The relationship between entanglement of vector states to matrix operations

Question

I don't understand something which is I believe pretty fundamental. It's said that an operation represented by a matrix A is an entanglement if A can't be written as a tensor product of other matrices. On the other hand, I just learned lately that a vector state too can be determined by these criteria. That is, it's entangled if and only if it can't be written as a tensor product of other vector states.

Here comes the confusion. Suppose you take a CNOT for example. This obviously can't be written as a tensor product of other matrices as it's known to be entangled. What're the consequences of applying a CNOT on a vector? I don't understand it, if you take a vector like (1,0,0,0) or (0,0,10) you will get after CNOT (1,0,0,0) or (0,0,0,1) respectively. Which obviously can be written as the tensor product of other vectors. So what's going on here? Is CNOT supposed to entangle the vector state or not?

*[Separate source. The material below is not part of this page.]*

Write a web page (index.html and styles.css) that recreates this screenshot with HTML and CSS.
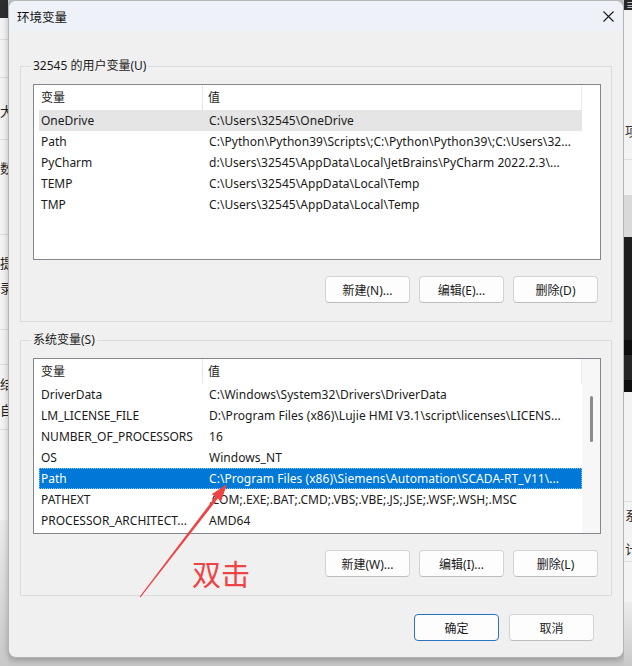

Why is it that the gate itself can't be decomposed but the vector which it acted upon can? Or if it isn't necessary then, what's the definition or requirements for entanglement which I am missing?

Answer 1

We don’t use the terminology in the way you’re trying to use it.

Entanglement is a property of states. For pure states shared between two parties, if they can be written in the form $$ |\psi\rangle\otimes|\phi\rangle, $$ they are separable. If they are not separable, they are entangled. Something like cnot is said to be “an entangling operation” meaning that when it acts on some separable states (but not an arbitrary separable state), it can produce an entangled state vector. We only say that something is entangled in reference to the state vector.

For example, as you say cnot acting on a state such as $|11\rangle$ simply produces $|10\rangle$, and no entanglement is produced. But, cnot acting on $(|0\rangle+|1\rangle)\otimes|1\rangle$ produces $|01\rangle+|10\rangle$, which is entangled. Hence, cnot is capable of turning a separable state into an entangled state, so it is entangling.

I should also mention that a matrix not being of the form $A\otimes B$ is necessary for it to be entangling but not sufficient. There are operations not of this form which are not entangling, such as swap.

Answer 2

There are 3 different questions you need to ask yourself. First is the operator a tensor product of smaller matrices. Then is your input state a tensor product of smaller vectors. Finally is the result a tensor product of smaller vectors.

Stick with the two qubit example and CNOT that you had.

First question: CNOT is not able to be written as $A \otimes B$ with $A$ and $B$ operating on 1 qubit each. Second question: The examples you gave were $(1,0,0,0)=|0 0 \rangle$ which can be broken up as $|0 \rangle \otimes |0 \rangle$. The other example can as well. It is $|1 \rangle \otimes |0 \rangle$. Third question: The result states were $(1,0,0,0)$ which was not entangled again. The other was $(0,0,0,1)$ which is $|1 \rangle \otimes |1 \rangle$ also not entangled.

The implication goes differently than you seem to think.

If the operator was not entangled and written as $A \otimes B$ and the input state was not entangled and written as $v \otimes w$ with the same dimensions as the operator, then you would get $Av \otimes Bw$ as the output. So not entangled operator AND not entangled input vector with the same dimensionality imply not entangled on the output.

So the example shows if you only have operator entangled but input not, the output can still be not entangled.

As another example, take the identity operator. It can be written as $I \otimes I$ so it is not entangled. Apply it to an entangled input, you get the same state out. That gives the case of unentangled operator and entangled input giving entangled output.

Edit to respond to comment:

CNOT applied to $(H \mid 0 \rangle) \otimes \mid 0 \rangle$ gives $\frac{1}{\sqrt{2}} \mid 0 \rangle \otimes \mid 0 \rangle + \frac{1}{\sqrt{2}} \mid 1 \rangle \otimes \mid 1 \rangle$. So the initial state is not entangled, but the output state is a Bell state.